Foreign Account Tax Compliance Act (FATCA) Withholding May Apply to Payments on Your Notes, Including as a Result of the Failure of the Bank or Broker Through Which You Hold the Notes to Provide Information to Tax Authorities
Please see the discussion under “United States Taxation — Taxation of Debt Securities — Foreign Account Tax Compliance Act (FATCA) Withholding” in the accompanying prospectus for a description of the applicability of FATCA to payments made on your notes.

THE UNDERLIER
The S&P 500® Index includes a representative sample of 500 leading companies in leading industries of the U.S. economy.

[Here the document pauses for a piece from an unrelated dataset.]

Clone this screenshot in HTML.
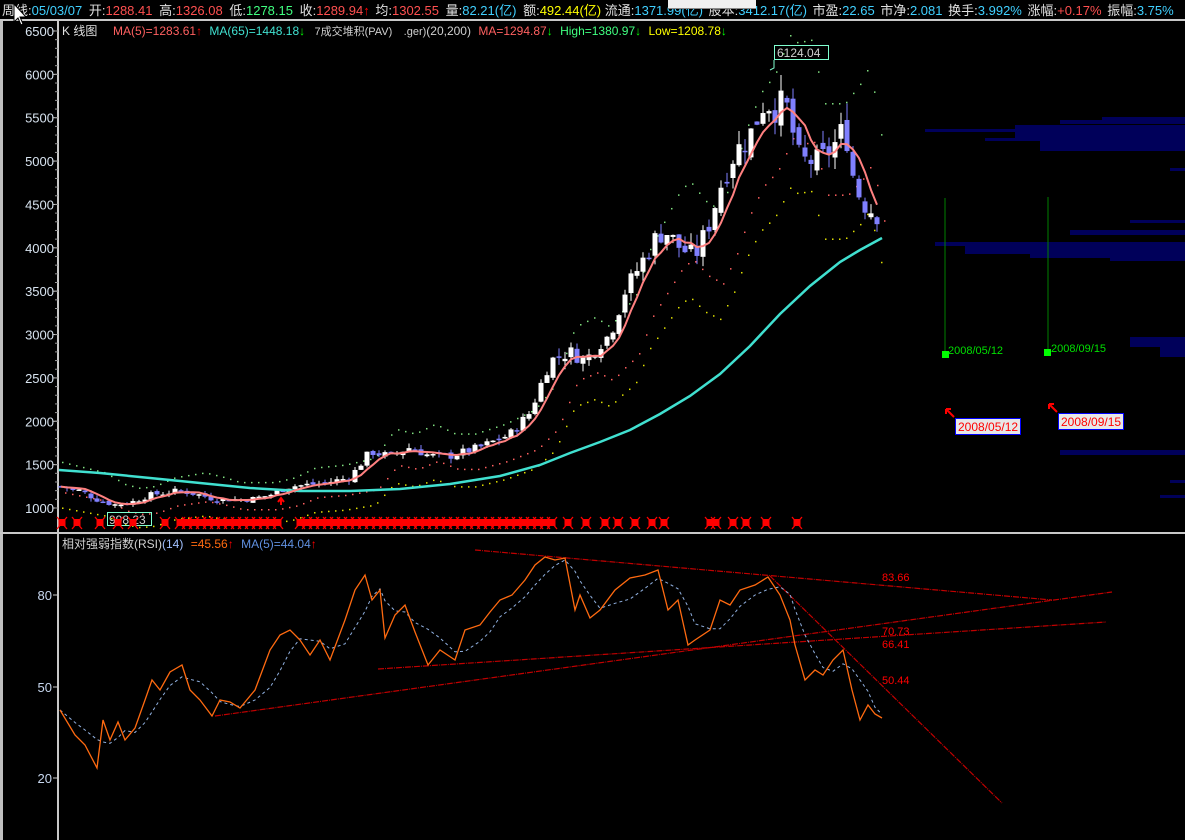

The S&P 500® Index is calculated, maintained and published by S&P Dow Jones Indices LLC (“S&P”).
As of July 31, 2017, companies with multiple share class lines are no longer eligible for inclusion in the S&P 500® Index. Constituents of the S&P 500® Index prior to July 31, 2017 with multiple share class lines will be grandfathered in and continue to be included in the S&P 500® Index. If an S&P 500® Index constituent reorganizes into a multiple share class line structure, that company will be reviewed for continued inclusion in the S&P 500® Index at the discretion of the S&P Index Committee. Also as of July 31, 2017, the criteria employed by S&P for purposes of making additions to the S&P 500® Index were changed as follows:
with respect to the “U.S. company” criterion, (i) the IEX was added as an “eligible exchange” for the primary listing of the relevant company’s common stock and (ii) the former “corporate governance structure consistent with U.S. practice” requirement was removed; and
with respect to constituents of the S&P MidCap 400® Index and the S&P SmallCap 600® Index that are being considered for addition to the S&P 500® Index, the financial viability, public float and/or liquidity eligibility criteria no longer need to be met if the S&P Index Committee decides that such an addition will enhance the representativeness of the S&P 500® Index as a market benchmark.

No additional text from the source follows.